> [Given material]

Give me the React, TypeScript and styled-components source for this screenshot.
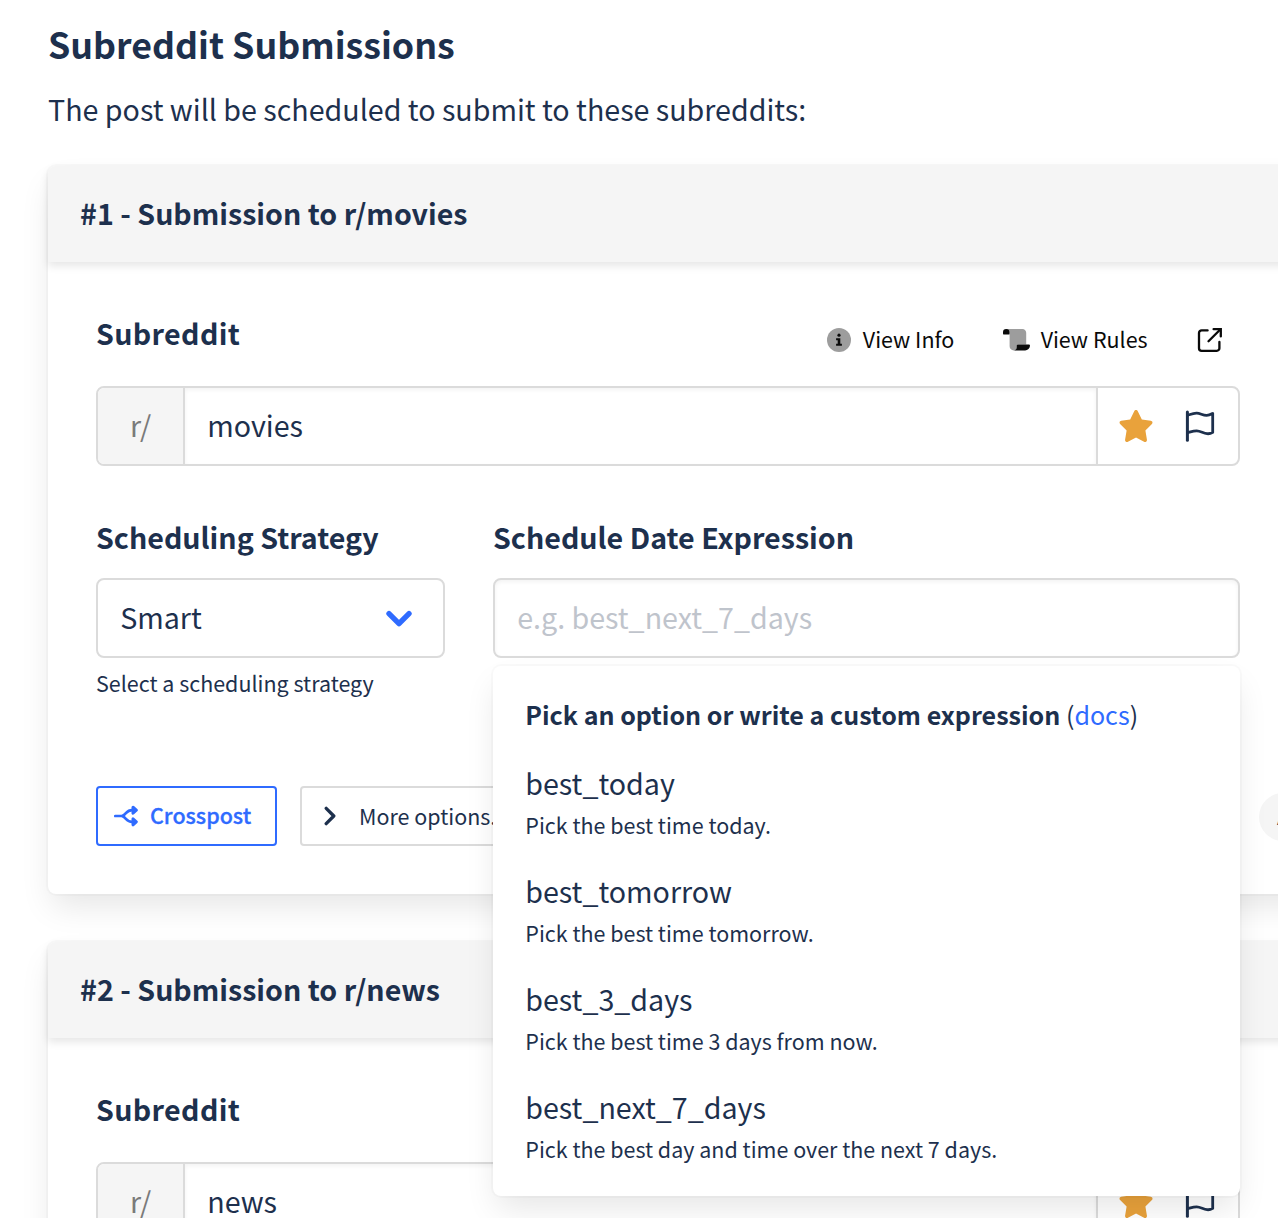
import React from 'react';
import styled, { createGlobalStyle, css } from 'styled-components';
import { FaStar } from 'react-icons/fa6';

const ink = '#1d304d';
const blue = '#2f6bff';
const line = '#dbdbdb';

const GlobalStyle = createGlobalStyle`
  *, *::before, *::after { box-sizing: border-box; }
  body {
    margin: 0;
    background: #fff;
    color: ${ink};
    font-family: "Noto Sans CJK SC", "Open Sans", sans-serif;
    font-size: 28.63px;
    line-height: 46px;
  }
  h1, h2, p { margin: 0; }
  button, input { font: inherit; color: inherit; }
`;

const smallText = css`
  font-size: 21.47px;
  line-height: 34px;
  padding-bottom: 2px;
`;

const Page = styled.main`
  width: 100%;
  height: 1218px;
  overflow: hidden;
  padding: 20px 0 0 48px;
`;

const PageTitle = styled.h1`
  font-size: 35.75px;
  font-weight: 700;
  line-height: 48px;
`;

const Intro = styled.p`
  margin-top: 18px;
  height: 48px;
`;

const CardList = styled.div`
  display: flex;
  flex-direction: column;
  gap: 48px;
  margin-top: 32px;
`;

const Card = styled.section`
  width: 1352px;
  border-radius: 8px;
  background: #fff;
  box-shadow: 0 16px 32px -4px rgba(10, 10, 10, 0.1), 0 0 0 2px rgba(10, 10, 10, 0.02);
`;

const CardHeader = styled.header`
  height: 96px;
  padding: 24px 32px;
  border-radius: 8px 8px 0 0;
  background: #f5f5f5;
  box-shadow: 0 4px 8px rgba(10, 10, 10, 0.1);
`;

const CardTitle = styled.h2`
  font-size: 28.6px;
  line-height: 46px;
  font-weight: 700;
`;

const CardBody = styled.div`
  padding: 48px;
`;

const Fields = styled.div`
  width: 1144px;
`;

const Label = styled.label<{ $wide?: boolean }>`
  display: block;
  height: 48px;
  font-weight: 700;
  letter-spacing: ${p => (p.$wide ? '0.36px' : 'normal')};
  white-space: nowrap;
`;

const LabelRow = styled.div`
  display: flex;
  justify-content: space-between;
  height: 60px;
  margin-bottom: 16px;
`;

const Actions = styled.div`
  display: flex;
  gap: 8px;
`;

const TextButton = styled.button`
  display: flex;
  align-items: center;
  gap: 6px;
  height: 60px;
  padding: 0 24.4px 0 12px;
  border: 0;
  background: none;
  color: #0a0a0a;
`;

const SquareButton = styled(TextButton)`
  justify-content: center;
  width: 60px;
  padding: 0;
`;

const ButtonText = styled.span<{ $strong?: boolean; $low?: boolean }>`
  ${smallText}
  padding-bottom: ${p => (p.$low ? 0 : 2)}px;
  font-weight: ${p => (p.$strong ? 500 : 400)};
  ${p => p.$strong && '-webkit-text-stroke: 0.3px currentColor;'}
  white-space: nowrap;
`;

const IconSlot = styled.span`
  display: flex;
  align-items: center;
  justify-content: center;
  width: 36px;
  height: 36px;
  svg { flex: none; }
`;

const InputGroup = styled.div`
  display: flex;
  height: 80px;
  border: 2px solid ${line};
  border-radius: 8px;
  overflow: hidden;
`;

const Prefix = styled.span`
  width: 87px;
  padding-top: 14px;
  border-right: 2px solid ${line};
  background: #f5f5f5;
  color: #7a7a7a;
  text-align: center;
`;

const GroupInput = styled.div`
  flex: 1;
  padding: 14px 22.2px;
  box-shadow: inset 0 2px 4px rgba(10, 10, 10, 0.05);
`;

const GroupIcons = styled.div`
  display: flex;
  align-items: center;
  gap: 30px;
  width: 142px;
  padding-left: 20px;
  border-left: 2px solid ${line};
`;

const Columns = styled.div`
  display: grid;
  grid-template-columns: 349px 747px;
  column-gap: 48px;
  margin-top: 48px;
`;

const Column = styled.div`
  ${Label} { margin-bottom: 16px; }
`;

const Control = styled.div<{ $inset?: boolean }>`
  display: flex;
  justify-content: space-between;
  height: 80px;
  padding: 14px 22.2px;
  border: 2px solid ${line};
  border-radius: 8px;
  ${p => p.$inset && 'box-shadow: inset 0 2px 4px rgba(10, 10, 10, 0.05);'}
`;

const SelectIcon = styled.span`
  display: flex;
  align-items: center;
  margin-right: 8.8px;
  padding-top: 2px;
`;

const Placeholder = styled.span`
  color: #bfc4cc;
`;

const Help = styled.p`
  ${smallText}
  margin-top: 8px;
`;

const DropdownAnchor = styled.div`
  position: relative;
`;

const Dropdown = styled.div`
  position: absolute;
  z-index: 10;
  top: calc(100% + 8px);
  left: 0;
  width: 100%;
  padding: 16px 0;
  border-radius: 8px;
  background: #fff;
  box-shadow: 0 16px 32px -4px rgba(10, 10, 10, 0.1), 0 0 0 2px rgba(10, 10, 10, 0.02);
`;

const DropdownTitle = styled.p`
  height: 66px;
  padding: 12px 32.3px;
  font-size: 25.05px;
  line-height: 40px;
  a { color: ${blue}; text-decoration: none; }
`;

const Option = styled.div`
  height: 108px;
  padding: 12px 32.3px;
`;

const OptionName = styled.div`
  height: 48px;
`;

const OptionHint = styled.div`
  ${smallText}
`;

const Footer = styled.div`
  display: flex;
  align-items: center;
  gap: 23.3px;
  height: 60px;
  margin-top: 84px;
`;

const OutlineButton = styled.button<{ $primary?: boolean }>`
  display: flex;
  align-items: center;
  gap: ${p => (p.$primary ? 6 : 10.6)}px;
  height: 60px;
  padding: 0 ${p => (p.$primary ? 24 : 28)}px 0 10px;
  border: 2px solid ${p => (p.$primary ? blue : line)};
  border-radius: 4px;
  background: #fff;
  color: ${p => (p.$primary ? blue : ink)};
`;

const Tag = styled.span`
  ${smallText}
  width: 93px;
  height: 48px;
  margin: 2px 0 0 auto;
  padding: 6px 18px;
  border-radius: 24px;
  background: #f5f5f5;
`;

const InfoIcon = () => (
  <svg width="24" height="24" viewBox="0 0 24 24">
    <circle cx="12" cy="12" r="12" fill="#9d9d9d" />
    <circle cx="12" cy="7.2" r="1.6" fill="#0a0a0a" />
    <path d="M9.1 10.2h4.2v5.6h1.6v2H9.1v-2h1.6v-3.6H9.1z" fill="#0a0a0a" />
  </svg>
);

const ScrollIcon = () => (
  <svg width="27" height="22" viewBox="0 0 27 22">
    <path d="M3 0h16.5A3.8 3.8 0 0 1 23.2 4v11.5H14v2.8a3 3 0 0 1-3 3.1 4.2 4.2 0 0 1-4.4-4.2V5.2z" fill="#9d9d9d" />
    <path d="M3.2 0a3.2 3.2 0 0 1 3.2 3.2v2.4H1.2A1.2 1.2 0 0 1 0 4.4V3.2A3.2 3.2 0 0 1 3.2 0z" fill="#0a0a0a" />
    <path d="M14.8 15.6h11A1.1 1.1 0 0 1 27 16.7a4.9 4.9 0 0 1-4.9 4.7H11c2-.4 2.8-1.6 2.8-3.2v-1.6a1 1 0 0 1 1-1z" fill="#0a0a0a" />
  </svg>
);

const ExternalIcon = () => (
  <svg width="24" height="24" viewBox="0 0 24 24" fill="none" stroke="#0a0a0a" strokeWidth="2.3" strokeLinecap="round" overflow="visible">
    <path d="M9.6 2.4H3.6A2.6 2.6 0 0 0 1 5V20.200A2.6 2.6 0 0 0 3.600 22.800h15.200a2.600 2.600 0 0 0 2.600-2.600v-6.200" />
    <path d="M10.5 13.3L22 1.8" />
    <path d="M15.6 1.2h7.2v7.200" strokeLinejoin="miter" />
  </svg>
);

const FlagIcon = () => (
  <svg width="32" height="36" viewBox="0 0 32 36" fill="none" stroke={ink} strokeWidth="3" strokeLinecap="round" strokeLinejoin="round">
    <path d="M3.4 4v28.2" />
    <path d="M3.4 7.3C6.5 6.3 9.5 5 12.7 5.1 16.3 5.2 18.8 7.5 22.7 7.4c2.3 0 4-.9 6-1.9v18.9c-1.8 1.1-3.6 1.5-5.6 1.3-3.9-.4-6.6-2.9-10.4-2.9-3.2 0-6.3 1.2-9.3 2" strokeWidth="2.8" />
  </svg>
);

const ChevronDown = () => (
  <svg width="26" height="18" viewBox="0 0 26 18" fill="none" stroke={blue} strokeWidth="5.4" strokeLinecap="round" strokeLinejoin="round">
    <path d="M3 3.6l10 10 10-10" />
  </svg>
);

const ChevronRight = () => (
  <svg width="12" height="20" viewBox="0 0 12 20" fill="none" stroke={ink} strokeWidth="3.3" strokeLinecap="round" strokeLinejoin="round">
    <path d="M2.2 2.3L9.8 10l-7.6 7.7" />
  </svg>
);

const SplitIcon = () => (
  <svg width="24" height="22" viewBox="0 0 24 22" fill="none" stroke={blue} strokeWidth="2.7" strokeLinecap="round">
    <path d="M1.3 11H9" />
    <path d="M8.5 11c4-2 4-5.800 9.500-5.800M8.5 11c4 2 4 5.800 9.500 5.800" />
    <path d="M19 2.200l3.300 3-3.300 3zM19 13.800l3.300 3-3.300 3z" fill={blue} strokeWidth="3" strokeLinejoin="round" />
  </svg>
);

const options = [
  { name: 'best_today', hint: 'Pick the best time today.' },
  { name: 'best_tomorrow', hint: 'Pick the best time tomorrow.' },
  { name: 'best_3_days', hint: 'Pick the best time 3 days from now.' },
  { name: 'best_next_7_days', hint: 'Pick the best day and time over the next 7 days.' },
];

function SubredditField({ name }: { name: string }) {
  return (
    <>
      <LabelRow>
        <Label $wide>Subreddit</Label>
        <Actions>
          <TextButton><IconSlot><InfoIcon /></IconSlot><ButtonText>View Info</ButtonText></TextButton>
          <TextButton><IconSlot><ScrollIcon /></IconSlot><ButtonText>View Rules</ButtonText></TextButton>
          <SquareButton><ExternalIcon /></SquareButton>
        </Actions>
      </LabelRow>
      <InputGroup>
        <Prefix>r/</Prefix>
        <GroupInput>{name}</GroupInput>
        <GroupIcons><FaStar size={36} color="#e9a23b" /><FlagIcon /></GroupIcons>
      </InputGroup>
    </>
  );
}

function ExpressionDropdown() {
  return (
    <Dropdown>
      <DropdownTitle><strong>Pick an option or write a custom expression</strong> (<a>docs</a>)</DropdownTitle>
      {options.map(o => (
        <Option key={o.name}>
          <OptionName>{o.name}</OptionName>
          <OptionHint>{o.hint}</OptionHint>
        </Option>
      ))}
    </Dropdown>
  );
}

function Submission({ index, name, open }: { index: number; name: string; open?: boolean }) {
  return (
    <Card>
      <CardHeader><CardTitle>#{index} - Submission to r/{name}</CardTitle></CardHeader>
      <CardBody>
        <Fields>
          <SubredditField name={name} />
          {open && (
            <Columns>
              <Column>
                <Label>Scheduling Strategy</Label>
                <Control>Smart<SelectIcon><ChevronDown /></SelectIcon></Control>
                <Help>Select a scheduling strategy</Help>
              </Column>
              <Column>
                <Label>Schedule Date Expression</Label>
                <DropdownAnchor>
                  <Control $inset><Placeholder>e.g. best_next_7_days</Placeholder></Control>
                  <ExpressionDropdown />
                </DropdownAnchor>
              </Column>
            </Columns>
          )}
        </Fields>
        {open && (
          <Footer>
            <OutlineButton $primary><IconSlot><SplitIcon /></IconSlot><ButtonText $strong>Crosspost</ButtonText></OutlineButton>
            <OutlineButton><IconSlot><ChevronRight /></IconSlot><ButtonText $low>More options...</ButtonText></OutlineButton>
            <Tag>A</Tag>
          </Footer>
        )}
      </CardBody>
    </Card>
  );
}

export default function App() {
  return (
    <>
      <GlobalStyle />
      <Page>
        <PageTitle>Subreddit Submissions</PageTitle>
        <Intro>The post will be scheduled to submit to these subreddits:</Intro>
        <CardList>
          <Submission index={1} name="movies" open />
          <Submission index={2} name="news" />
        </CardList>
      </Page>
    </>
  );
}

> [Exercise aim] Only the lines from the start of the material through the line containing "const line = '#dbdbdb';" should be transcribed. Pictures stay out.

> [Output for this task]
Give me the React, TypeScript and styled-components source for this screenshot.
import React from 'react';
import styled, { createGlobalStyle, css } from 'styled-components';
import { FaStar } from 'react-icons/fa6';

const ink = '#1d304d';
const blue = '#2f6bff';
const line = '#dbdbdb';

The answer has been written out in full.